Records from a collection
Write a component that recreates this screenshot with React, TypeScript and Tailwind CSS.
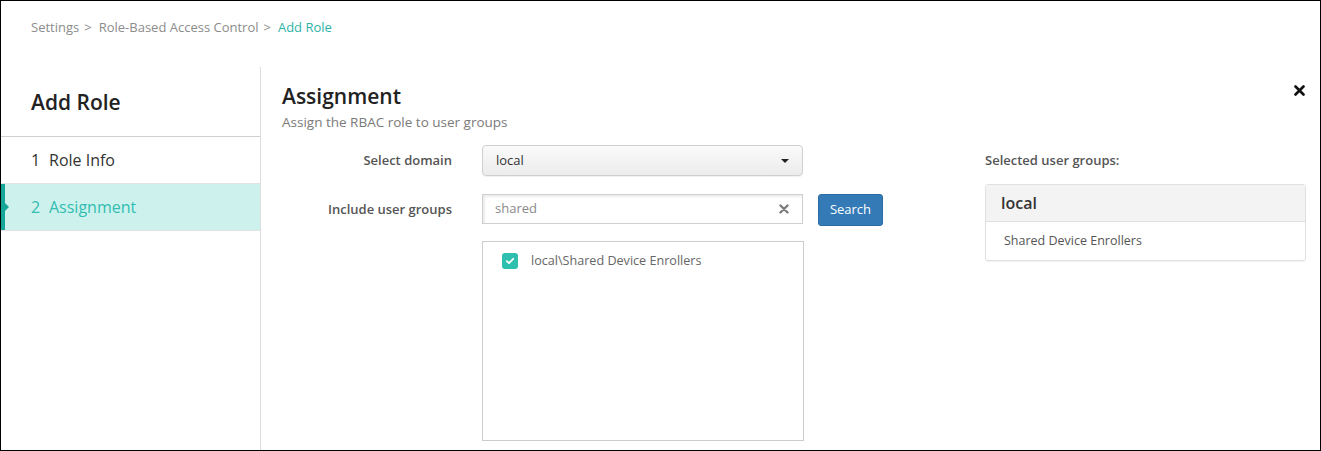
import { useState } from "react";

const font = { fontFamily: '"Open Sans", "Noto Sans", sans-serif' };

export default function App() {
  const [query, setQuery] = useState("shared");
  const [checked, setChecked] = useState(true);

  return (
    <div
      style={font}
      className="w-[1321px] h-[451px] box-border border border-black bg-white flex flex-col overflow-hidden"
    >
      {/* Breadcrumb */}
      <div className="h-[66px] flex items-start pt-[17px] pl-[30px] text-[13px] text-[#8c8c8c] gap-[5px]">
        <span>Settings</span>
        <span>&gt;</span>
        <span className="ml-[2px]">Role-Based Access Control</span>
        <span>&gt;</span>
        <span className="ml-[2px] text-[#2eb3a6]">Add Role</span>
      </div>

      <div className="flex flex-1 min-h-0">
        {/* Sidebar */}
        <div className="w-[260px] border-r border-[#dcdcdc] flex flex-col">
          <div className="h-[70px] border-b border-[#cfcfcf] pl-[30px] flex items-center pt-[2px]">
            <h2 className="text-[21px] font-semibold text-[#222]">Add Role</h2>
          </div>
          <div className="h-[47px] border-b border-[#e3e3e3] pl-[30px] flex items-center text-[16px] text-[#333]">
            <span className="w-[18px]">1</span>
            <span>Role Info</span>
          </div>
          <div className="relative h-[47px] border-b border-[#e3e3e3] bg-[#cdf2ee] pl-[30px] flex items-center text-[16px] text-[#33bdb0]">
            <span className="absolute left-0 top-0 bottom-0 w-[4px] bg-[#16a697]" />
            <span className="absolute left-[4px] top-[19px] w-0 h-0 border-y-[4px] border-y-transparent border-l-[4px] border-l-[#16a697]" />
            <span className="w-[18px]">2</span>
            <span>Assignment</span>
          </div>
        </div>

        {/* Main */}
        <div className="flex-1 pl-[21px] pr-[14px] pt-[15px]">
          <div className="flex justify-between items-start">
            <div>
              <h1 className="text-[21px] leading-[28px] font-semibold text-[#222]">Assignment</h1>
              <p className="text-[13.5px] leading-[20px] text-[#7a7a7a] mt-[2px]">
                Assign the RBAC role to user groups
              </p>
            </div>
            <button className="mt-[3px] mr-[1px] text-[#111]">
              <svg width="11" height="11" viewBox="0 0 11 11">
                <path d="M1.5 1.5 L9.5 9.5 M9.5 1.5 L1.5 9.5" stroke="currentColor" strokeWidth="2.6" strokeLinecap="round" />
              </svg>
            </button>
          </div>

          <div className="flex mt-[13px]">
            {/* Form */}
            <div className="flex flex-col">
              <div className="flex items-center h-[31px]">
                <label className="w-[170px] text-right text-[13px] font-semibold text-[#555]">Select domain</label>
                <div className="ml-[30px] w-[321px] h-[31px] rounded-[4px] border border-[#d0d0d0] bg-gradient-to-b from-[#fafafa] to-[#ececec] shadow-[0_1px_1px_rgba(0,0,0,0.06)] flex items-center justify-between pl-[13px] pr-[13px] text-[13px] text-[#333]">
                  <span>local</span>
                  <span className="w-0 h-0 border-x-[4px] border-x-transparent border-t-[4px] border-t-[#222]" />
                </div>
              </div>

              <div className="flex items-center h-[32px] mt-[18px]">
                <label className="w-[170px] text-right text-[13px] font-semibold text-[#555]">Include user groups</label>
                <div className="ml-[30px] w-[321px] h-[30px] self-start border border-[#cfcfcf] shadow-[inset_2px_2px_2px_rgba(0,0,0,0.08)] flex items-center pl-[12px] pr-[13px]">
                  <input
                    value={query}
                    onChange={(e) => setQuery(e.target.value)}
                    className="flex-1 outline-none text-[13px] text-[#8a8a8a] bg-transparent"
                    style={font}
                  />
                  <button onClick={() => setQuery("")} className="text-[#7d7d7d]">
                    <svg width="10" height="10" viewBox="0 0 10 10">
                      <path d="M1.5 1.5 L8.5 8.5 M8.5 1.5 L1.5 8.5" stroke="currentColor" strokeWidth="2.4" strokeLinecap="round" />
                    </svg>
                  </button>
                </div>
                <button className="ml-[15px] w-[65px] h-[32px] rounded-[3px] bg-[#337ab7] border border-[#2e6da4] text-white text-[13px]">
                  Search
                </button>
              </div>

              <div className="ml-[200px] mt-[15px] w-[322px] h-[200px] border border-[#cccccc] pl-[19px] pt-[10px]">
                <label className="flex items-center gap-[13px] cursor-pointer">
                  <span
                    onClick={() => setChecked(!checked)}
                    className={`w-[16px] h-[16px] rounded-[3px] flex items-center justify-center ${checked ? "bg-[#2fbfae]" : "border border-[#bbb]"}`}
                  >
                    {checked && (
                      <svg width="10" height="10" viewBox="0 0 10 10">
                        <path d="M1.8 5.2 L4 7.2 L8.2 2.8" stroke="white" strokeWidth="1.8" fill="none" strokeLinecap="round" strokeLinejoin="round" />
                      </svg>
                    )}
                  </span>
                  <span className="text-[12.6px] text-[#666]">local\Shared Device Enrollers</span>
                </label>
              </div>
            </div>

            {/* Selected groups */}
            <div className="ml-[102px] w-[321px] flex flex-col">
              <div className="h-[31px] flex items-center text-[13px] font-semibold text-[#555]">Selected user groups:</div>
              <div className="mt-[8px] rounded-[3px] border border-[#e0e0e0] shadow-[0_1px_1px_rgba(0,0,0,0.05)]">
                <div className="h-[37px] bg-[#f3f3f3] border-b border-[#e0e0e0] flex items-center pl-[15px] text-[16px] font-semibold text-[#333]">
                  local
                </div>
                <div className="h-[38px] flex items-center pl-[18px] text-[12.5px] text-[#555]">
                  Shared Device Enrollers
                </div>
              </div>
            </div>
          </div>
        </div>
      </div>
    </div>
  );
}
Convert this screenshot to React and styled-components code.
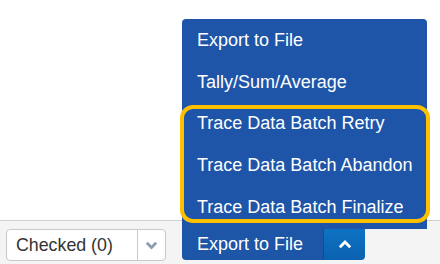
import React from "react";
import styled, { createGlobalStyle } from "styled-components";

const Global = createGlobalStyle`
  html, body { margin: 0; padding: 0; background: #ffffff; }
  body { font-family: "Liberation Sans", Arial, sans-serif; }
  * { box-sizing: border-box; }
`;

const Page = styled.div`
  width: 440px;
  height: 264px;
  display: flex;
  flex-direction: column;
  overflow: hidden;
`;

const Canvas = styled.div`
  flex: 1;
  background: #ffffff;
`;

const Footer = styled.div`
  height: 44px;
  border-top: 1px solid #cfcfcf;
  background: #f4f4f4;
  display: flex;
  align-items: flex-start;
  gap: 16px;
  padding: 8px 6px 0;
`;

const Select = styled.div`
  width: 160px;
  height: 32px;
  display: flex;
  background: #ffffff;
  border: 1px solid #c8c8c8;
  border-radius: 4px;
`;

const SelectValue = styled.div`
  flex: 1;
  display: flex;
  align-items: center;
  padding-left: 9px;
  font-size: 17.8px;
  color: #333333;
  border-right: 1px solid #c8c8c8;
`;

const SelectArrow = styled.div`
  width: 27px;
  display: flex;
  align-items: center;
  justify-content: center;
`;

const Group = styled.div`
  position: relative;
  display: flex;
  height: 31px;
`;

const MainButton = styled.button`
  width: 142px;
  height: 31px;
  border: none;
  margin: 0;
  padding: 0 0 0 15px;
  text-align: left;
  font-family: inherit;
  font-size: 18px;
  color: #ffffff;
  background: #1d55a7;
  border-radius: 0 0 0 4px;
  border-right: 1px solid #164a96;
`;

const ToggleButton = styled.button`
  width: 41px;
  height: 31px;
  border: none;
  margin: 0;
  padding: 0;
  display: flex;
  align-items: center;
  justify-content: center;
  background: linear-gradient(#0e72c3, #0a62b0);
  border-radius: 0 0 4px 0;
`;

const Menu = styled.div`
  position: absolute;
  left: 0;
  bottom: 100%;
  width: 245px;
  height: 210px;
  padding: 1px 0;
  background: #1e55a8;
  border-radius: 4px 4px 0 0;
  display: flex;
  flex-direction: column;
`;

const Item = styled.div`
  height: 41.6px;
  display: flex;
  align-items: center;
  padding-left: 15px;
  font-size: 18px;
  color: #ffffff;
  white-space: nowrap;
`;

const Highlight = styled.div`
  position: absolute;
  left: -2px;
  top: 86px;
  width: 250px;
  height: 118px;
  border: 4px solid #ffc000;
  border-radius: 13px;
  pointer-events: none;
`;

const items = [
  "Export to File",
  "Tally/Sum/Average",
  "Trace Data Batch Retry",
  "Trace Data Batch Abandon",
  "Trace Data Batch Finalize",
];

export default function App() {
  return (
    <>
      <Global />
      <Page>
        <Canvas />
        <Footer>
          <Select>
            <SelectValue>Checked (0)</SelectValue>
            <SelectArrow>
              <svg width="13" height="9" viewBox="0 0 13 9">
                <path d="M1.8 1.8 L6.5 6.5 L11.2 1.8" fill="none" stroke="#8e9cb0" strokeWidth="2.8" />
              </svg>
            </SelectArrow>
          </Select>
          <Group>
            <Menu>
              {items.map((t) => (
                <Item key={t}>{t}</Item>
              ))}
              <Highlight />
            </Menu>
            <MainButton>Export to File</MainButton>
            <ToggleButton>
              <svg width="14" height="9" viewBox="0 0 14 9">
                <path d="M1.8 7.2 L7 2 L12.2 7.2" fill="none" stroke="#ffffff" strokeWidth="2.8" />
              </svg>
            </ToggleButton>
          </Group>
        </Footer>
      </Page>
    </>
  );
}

Goal of the exercise: Every line above that contains the word "this" should be reported.

Finished answer:
Write a component that recreates this screenshot with React, TypeScript and Tailwind CSS.
Convert this screenshot to React and styled-components code.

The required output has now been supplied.